Der Verein „Das Rote Tuch e.V.“ im Haus der Wannseekonferenz
Nach fast zwei Jahren konnte der Verein „Das Rote Tuch e.V.“ Ende Oktober erstmalig seit dem Beginn der Corona-Pandemie wieder zu einem Gedenkstättenbesuch einladen. Bereits im Januar 2020 hatte das Haus der Wannseekonferenz seine neugestaltete Dauerausstellung eröffnet, die aber schon wenige Wochen später im ersten „Corona-Lockdown“ wieder schließen musste, so dass auch unser für den April 2020 geplanter Besuch nicht möglich war.
Jetzt, anderthalb Jahre später, konnte der Besuch endlich nachgeholt werden. Da jedoch die Pandemie leider noch nicht vorbei ist, durfte im Haus keine Führung stattfinden, sondern wir erhielten einen Einführungsvortrag im Freien und gingen anschließend einzeln – und natürlich mit FFP2-Maske – durch die Ausstellung. Glücklicherweise fand der Besuch an einem sonnigen Herbsttag statt, und der fundierte Vortrag des Referenten Niels Pohl zog die Zuhörerinnen und Zuhörer schnell in seinen Bann, so dass die Stunde im Freien vor dem Gebäude nicht lang wurde.
Entsprechend der Gliederung der Ausstellung erläuterte der Referent zunächst die Vorgeschichte jener „Konferenz“ vom 20. Januar 1942, auf der 15 hochrangige NS-Funktionäre und Ministerialbeamte den organisierten Mord an den europäischen Juden ressortübergreifend planten.

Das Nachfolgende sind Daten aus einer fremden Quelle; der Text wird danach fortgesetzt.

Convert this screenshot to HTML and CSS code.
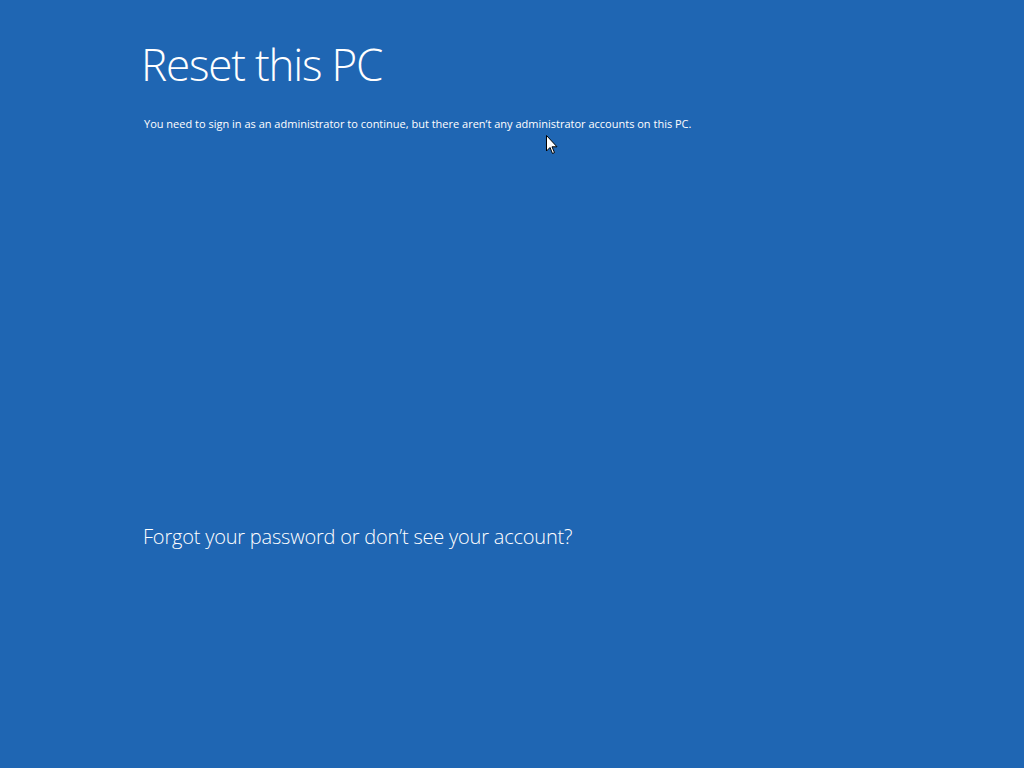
FILE: index.html
```html
<!DOCTYPE html>
<html lang="en">
<head>
    <meta charset="UTF-8">
    <title>Reset this PC</title>
    <link rel="stylesheet" href="styles.css">
</head>
<body>
    <div class="screen">
        <h1 class="title">Reset this PC</h1>
        <p class="message">You need to sign in as an administrator to continue, but there aren’t any administrator accounts on this PC.</p>

        <a class="link" href="#">Forgot your password or don’t see your account?</a>

        <!-- mouse pointer -->
        <svg class="cursor" width="12" height="20" viewBox="0 0 12 20">
            <path d="M0.5 0.5 L0.5 16 L4 12.5 L6.5 18.5 L8.5 17.6 L6 11.8 L11 11.8 Z" fill="#fff" stroke="#000" stroke-width="1"/>
        </svg>
    </div>
</body>
</html>
```

FILE: styles.css
```css
html, body {
    margin: 0;
    padding: 0;
    height: 100%;
}

body {
    background-color: #1f66b3;
    font-family: "Open Sans", "Noto Sans", sans-serif;
    color: #fff;
}

.screen {
    position: relative;
    height: 768px;
    padding-left: 141px;
    box-sizing: border-box;
    overflow: hidden;
}

.title {
    margin: 0;
    padding-top: 33px;
    font-size: 44px;
    font-weight: 300;
    letter-spacing: -1.2px;
    line-height: 62px;
}

.message {
    margin: 21px 0 0 3px;
    font-size: 11px;
    line-height: 16px;
}

.link {
    display: block;
    margin: 391px 0 0 2px;
    font-size: 20px;
    font-weight: 300;
    letter-spacing: -0.2px;
    line-height: 28px;
    color: #fff;
    text-decoration: none;
}

.cursor {
    position: absolute;
    left: 546px;
    top: 135px;
}
```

Anhand der auf Schautafeln dargestellten Biografien und Funktionen der von Reinhard Heydrich sorgfältig ausgewählten Teilnehmer – es waren (bis auf die Stenotypistin) ausschließlich Männer, die an der Konferenz teilnahmen – verdeutlichte Niels Pohl, wie technokratisch und ohne jeden erkennbaren Skrupel vorgegangen wurde. Für die Beteiligten standen offenkundig persönliche Karriereerwägungen im Vordergrund – bis hin zu Heydrich selbst, der den Ehrgeiz hatte, sich als oberster Organisator der „Endlösung“ zu profilieren und sich von Hermann Göring eigens hierzu ermächtigen ließ.
Der Ablauf der „Konferenz“, die eher den Charakter einer Besprechung hatte und nur anderthalb Stunden dauerte, ist durch ein zufällig erhalten gebliebenes Exemplar des von Adolf Eichmann erstellten Protokolls überliefert, das in der Ausstellung gezeigt wird. Zwar wird auch in diesem Protokoll der Massenmord nur mit bürokratischen Begriffen umschrieben, aber Niels Pohl verweist auf Aussagen Eichmanns beim späteren Prozess gegen ihn in Jerusalem, aus denen zu schließen ist, dass auf der Konferenz eigentlich Klartext gesprochen, der nur im Protokoll verklausuliert wiedergegeben wurde.
Die Ausstellung in der 1914/15 erbauten Fabrikantenvilla mit Wannseeblick konfrontiert die Besucherinnen und Besucher in deutlichem Kontrast zu dem noblen Ambiente, in dem Täter konferierten, mit den Folgen ihrer Beschlüsse. Orte der Massaker sind ebenso dokumentiert wie auch Einzelschicksale der Verfolgten.
Es wird auch ein aufschlussreicher Blick auf den Umgang mit dem Gebäude nach dem Krieg geworfen. Die Kenntnis dessen, was in diesem Haus beschlossen wurde, war lange Zeit kein Thema, drang erst in den 80er Jahren allmählich ins öffentliche Bewusstsein, und 1992 wurde schließlich die Gedenk- und Bildungsstätte „Haus der Wannseekonferenz“ eröffnet. Der Besuch dort sollte zum Pflichtprogramm aller Schulen gehören!